> [To be done] Separate out the lines that hold "TypeScript".

Web page code records
***

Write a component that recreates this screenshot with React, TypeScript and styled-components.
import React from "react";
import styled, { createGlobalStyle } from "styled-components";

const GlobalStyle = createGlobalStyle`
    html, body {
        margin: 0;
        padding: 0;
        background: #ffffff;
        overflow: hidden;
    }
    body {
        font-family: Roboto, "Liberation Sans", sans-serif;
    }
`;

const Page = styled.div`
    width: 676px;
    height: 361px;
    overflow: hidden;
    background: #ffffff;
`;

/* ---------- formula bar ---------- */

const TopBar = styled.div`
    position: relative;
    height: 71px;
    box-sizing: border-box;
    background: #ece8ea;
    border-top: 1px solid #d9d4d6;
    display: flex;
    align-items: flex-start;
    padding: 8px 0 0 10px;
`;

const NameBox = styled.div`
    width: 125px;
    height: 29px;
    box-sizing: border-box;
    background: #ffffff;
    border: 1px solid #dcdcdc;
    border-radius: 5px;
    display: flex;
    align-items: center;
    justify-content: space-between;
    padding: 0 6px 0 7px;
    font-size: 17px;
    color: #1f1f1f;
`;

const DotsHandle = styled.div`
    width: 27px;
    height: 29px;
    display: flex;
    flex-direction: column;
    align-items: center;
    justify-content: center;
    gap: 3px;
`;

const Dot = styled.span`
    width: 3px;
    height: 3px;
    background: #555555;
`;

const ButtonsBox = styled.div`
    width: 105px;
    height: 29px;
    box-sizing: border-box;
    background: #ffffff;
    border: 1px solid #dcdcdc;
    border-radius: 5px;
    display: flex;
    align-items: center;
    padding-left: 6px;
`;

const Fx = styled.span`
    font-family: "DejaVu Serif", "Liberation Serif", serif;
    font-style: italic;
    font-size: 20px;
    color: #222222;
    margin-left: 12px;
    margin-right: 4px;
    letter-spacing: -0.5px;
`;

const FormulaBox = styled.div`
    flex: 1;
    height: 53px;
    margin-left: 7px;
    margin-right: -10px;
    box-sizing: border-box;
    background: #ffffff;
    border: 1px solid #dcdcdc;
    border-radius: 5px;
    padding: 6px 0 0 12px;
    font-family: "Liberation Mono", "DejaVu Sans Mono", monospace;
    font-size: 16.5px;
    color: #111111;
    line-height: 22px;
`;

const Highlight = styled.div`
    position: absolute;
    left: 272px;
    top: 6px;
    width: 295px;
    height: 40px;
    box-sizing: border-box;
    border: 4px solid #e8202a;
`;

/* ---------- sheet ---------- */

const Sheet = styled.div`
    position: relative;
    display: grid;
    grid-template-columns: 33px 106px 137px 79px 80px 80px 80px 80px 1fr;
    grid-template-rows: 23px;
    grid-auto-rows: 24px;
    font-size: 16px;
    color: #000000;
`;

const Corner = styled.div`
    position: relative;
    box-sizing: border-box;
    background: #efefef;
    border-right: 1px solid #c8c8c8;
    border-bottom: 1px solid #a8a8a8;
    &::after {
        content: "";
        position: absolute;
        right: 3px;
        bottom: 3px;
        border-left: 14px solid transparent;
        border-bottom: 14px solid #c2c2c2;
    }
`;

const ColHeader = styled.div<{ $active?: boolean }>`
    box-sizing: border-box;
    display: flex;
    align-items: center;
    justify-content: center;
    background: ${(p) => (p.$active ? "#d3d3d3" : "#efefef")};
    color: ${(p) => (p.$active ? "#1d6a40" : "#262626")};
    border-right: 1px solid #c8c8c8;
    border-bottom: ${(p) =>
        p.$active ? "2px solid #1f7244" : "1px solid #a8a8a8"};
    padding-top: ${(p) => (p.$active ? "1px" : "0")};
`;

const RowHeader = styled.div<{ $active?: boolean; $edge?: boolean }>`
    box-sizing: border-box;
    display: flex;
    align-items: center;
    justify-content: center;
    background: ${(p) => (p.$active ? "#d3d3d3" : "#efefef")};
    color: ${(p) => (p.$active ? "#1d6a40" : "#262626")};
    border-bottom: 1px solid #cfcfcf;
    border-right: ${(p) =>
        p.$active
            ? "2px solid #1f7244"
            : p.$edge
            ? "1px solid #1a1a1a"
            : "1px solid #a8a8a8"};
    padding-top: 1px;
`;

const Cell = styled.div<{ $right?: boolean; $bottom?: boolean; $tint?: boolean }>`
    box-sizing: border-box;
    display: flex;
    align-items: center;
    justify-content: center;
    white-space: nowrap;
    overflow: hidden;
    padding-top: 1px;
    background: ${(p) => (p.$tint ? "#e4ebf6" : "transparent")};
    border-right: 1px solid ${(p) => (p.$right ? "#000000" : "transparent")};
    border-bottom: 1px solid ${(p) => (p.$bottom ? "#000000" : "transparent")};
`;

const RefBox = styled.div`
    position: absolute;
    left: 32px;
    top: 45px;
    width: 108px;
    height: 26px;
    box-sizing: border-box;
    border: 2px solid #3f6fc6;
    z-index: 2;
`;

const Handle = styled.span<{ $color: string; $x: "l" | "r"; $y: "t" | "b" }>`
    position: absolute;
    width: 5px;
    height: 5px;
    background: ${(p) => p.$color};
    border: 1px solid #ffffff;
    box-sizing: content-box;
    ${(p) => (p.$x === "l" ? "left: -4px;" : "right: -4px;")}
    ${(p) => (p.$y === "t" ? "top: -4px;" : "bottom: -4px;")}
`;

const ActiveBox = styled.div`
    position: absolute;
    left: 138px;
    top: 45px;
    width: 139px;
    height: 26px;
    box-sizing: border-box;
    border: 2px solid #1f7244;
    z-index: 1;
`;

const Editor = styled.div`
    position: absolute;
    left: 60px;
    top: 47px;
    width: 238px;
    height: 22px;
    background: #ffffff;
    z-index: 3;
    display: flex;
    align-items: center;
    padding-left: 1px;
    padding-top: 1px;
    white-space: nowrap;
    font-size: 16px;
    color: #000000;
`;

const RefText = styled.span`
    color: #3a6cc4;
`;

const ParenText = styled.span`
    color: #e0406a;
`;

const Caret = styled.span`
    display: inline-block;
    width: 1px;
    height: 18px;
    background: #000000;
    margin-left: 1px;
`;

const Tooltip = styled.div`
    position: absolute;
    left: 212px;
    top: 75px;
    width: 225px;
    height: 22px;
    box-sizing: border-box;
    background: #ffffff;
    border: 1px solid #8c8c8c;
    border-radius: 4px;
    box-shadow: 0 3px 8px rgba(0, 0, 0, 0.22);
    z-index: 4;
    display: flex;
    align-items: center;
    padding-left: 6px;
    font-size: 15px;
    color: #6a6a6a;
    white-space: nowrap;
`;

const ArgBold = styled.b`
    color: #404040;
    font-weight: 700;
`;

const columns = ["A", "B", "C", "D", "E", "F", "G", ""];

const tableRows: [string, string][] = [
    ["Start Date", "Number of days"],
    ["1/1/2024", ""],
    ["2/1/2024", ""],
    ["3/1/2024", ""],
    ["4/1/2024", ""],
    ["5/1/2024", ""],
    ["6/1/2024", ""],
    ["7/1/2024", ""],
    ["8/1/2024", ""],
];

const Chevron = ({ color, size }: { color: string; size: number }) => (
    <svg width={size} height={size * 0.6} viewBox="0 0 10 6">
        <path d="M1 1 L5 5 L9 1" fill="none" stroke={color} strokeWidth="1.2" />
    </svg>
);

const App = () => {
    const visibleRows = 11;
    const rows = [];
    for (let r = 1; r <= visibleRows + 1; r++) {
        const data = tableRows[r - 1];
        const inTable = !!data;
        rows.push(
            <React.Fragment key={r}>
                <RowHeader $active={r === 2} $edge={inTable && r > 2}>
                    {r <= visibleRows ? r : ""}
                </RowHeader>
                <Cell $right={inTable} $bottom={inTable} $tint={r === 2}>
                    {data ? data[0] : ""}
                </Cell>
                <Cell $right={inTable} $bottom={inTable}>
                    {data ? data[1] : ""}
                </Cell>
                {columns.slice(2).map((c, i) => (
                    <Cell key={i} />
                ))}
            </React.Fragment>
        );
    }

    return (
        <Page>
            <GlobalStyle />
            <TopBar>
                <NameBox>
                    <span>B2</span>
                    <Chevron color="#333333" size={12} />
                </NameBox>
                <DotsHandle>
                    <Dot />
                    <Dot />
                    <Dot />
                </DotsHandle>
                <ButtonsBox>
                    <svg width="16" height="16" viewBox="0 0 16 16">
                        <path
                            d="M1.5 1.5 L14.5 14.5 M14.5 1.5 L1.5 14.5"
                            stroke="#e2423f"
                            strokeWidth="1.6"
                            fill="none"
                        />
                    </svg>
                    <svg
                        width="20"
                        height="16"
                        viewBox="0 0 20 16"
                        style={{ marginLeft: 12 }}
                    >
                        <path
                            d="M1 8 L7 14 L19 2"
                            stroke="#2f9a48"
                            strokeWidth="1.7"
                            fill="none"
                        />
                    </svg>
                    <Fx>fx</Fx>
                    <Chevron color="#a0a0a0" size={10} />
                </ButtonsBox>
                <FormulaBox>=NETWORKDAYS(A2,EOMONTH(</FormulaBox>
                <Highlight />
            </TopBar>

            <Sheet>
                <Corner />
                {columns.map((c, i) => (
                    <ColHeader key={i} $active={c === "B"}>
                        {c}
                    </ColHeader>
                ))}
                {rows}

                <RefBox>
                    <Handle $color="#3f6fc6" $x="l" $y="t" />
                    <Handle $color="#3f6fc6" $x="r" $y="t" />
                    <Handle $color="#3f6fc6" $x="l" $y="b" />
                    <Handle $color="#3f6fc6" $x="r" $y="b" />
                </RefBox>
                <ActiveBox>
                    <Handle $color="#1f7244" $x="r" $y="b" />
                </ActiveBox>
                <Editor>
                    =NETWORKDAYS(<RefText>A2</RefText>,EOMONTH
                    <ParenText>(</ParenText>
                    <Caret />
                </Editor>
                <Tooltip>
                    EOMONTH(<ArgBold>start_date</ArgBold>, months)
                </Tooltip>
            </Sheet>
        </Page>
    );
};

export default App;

***

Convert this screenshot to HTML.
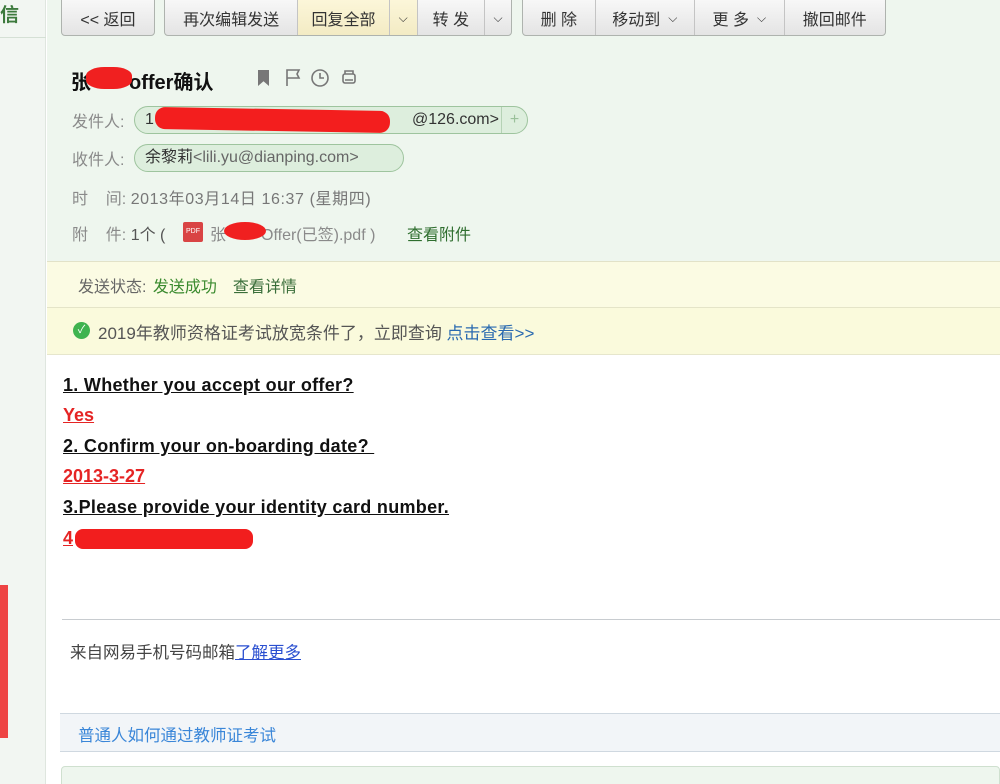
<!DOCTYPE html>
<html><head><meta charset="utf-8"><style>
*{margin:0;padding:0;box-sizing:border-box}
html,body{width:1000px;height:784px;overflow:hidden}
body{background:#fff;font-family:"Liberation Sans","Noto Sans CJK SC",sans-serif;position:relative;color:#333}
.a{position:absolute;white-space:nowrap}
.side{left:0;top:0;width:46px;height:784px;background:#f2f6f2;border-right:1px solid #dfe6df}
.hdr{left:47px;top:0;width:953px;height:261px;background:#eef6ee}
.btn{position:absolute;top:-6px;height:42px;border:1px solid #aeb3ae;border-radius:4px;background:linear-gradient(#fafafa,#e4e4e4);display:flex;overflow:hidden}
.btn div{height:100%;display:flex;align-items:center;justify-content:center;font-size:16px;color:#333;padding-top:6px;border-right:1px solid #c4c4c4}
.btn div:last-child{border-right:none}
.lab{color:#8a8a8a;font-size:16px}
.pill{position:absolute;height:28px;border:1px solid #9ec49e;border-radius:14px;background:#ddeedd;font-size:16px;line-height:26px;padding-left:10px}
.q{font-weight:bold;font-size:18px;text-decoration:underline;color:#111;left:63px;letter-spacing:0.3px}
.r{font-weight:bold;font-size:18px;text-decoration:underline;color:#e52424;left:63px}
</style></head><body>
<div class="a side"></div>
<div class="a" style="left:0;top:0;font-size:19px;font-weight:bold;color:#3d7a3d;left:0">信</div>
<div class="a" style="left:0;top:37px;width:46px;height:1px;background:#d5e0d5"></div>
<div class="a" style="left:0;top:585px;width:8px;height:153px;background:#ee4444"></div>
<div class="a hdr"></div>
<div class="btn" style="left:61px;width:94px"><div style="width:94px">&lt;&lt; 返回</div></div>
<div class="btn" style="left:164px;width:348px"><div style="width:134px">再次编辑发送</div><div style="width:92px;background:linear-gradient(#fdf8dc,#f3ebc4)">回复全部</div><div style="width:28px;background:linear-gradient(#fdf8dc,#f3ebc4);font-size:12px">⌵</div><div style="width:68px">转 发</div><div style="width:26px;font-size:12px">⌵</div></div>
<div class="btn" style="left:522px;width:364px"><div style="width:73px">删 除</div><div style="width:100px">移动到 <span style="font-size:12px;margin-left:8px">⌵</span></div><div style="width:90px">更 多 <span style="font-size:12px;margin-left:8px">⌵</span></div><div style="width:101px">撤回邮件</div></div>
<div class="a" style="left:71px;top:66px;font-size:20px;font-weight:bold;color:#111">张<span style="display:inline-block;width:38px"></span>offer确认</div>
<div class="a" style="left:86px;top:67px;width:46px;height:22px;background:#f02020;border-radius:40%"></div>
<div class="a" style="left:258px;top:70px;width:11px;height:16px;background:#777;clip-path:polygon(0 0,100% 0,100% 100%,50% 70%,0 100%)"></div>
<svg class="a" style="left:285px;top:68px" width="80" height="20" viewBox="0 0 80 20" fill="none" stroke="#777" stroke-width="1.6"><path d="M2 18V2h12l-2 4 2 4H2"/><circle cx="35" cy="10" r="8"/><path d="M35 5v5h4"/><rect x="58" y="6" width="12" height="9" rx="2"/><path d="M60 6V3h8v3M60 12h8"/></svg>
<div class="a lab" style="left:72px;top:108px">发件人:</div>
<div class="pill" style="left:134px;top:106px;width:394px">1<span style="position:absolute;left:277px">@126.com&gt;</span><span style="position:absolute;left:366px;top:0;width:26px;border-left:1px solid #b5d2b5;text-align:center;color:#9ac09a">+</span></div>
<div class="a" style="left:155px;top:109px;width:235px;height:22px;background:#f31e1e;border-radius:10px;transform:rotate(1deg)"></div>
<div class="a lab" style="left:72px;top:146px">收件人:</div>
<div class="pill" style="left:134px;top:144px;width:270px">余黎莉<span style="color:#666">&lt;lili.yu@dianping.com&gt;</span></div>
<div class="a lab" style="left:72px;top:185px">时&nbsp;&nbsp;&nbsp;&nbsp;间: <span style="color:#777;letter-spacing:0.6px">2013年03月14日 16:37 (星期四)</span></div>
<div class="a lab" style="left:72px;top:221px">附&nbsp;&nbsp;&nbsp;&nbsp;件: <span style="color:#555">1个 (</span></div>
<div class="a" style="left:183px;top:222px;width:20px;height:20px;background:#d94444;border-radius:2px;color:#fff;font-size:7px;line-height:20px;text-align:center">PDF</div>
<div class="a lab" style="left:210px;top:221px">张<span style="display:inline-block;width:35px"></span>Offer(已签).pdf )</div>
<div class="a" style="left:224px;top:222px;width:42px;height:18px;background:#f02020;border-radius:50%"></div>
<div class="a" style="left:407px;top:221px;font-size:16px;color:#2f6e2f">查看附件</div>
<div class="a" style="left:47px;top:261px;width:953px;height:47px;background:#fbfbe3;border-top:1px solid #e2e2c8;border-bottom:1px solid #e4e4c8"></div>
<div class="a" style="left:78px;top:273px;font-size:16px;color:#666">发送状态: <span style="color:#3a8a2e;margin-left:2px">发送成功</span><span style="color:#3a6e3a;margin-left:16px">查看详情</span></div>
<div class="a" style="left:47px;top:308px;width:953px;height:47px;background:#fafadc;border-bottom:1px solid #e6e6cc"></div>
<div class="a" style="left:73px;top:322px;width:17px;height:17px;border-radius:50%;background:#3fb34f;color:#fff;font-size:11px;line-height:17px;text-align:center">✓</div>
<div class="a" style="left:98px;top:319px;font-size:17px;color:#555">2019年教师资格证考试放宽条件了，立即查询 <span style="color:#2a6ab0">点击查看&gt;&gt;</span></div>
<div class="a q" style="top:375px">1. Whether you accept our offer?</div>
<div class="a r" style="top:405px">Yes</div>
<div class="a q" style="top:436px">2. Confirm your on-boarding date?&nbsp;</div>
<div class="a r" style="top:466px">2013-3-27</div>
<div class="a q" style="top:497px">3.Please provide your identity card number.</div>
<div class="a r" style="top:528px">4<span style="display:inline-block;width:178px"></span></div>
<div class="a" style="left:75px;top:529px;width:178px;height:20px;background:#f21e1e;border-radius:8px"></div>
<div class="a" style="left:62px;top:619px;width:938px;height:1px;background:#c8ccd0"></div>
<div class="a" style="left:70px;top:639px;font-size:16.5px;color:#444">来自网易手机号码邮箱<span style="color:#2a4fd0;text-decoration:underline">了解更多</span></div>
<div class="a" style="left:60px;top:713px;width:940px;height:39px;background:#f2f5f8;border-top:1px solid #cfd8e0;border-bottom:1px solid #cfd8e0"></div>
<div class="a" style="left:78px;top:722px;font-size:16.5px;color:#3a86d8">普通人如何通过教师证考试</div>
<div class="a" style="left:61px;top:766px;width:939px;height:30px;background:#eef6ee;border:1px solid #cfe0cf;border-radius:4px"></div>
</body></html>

***

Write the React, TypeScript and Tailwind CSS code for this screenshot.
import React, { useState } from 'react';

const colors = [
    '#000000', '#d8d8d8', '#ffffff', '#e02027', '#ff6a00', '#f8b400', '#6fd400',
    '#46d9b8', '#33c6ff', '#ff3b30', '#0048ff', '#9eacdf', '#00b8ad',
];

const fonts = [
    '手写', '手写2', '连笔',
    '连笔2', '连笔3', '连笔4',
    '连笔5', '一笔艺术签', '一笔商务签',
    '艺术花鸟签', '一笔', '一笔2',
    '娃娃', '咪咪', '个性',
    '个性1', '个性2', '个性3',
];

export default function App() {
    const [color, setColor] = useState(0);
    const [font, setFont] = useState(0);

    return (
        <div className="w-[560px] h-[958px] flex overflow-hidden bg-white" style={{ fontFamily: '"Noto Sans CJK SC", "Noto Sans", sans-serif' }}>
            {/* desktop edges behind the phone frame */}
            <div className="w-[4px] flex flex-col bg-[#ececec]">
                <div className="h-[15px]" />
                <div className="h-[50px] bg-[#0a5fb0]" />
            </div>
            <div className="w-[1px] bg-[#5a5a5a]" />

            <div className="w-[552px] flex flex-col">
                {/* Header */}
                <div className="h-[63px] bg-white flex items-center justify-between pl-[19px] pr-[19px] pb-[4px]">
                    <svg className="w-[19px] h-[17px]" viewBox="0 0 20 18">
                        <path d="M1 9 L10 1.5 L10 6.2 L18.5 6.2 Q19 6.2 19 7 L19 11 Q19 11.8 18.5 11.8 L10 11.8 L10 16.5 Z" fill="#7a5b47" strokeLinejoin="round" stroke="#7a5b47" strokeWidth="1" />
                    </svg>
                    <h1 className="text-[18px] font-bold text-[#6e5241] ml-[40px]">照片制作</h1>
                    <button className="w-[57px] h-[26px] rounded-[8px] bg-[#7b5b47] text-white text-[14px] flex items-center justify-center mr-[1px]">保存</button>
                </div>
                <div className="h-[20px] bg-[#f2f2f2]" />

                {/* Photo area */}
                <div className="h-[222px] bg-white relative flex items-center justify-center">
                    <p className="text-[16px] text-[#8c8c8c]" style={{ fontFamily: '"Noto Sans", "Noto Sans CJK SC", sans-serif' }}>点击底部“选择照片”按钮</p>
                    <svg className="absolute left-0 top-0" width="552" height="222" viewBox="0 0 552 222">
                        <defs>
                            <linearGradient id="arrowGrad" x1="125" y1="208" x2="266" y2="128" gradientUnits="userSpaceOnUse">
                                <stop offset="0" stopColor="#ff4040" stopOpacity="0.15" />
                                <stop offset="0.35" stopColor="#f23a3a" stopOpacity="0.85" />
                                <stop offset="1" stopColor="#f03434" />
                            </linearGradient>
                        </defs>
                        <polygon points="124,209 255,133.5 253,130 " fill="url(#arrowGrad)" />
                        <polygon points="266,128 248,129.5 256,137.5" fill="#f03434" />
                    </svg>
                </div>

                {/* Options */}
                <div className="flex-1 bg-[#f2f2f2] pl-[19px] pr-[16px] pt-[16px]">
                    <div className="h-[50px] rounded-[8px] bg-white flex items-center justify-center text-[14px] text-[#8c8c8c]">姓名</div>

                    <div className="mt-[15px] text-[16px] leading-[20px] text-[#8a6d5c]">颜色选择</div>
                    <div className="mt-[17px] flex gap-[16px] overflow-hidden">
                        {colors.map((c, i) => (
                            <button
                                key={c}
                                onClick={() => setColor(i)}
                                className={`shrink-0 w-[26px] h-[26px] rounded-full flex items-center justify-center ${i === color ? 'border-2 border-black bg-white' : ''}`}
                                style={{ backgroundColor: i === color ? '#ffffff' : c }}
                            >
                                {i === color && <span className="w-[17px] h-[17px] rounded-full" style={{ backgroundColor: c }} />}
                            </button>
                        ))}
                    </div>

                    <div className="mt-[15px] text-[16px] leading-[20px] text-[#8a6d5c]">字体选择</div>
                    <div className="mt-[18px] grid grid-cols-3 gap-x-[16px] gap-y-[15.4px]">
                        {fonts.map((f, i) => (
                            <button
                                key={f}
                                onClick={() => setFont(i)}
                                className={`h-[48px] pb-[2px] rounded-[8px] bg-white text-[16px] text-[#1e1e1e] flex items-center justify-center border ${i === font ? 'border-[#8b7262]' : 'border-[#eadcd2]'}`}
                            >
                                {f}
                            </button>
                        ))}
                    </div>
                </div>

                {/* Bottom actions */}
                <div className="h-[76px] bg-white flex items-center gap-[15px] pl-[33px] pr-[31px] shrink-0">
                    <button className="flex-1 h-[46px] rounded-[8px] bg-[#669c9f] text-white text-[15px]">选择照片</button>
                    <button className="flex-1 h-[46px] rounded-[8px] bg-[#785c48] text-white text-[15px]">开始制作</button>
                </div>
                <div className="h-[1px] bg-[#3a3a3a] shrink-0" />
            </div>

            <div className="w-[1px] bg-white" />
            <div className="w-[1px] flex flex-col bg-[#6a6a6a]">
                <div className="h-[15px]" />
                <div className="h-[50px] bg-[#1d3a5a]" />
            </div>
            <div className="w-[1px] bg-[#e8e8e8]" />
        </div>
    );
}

***

> [Answer in full]
Write a component that recreates this screenshot with React, TypeScript and styled-components.
Write the React, TypeScript and Tailwind CSS code for this screenshot.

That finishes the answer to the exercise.